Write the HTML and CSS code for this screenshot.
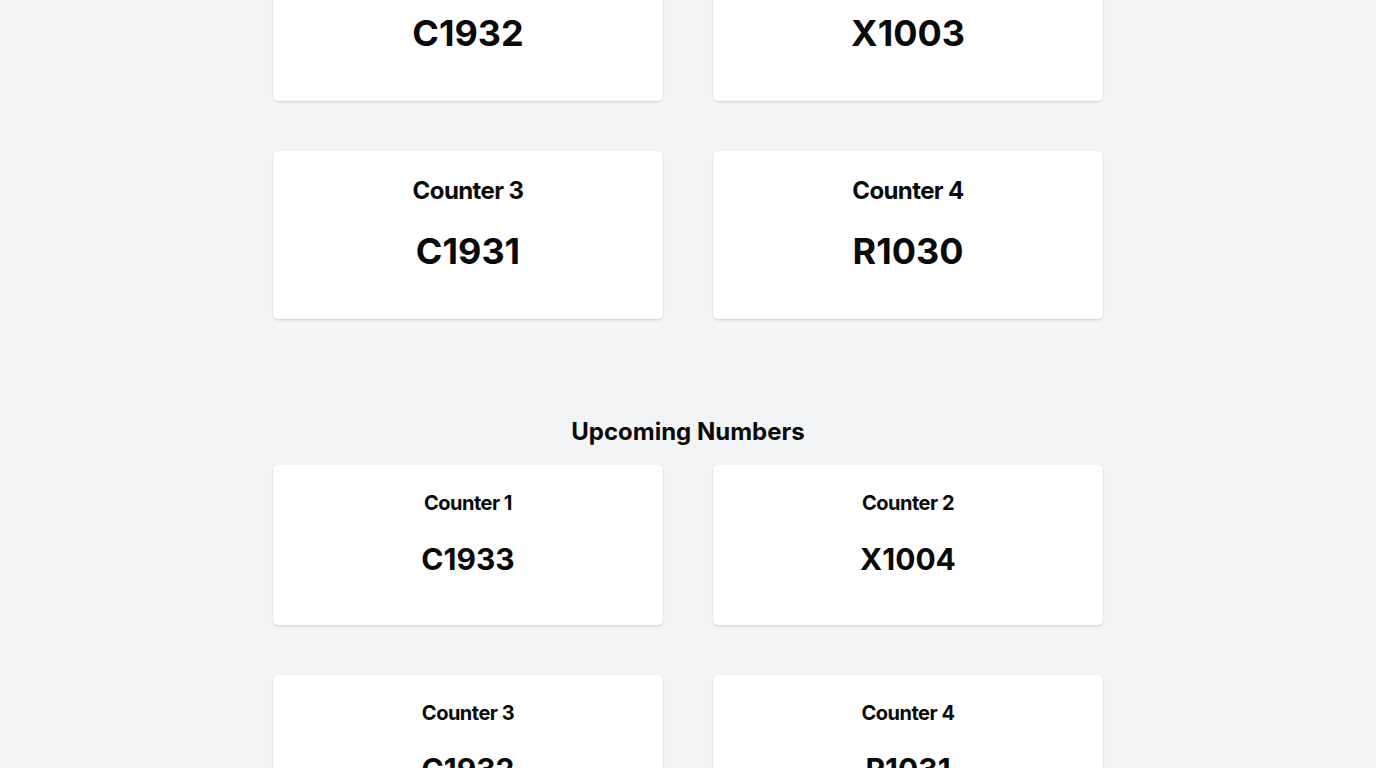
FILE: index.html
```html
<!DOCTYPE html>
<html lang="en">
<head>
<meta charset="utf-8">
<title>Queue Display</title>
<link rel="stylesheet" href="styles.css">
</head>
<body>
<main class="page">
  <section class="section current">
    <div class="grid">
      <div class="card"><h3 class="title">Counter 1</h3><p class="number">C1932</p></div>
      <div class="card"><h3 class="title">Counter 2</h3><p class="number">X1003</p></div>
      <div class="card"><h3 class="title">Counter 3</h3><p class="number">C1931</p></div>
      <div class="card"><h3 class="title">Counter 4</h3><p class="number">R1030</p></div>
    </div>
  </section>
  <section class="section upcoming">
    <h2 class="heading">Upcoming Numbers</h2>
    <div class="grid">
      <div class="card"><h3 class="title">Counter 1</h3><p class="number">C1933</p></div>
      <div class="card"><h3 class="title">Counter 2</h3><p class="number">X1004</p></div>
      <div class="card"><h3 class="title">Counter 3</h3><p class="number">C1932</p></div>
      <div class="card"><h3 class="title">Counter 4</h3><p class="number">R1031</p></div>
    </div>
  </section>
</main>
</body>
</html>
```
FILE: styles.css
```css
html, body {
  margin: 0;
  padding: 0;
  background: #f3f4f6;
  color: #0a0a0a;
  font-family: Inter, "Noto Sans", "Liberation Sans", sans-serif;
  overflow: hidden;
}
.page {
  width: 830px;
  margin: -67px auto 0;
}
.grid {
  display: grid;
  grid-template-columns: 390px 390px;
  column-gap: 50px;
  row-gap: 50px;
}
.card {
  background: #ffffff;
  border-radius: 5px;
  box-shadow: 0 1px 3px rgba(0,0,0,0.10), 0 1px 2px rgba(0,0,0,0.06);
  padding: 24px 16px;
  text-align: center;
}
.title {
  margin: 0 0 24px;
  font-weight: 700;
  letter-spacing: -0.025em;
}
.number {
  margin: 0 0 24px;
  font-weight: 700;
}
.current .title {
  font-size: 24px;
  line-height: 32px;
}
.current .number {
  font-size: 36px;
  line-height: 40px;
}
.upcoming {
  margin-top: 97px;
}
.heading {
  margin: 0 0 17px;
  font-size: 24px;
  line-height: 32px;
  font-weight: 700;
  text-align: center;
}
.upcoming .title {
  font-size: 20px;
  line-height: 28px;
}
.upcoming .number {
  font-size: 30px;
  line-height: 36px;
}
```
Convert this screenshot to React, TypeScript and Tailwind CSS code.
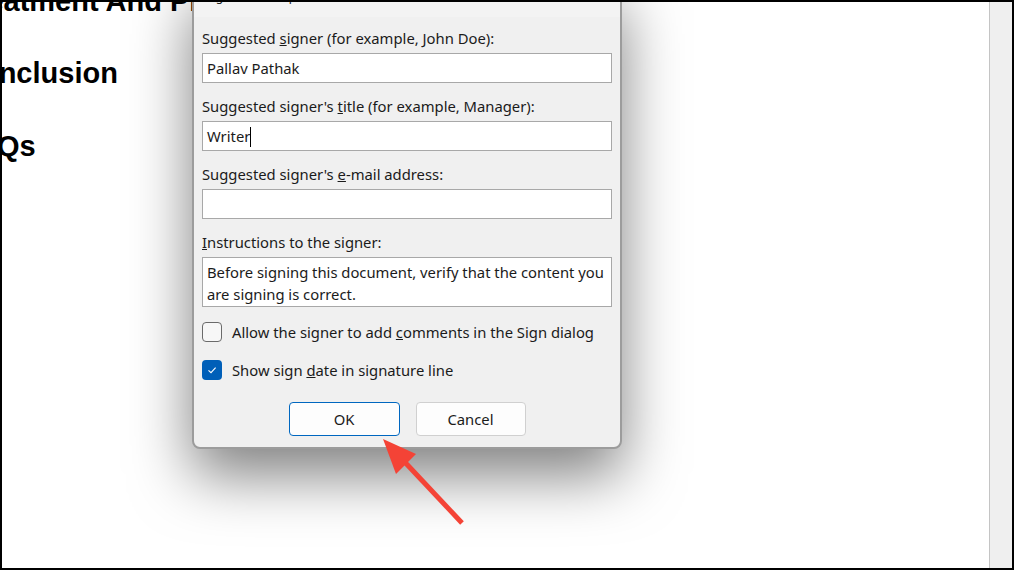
-=-=-=-=-
◆ Task ◆
Determine the number of lines where the string "code" occurs, and give that number only.

◆ Response ◆
2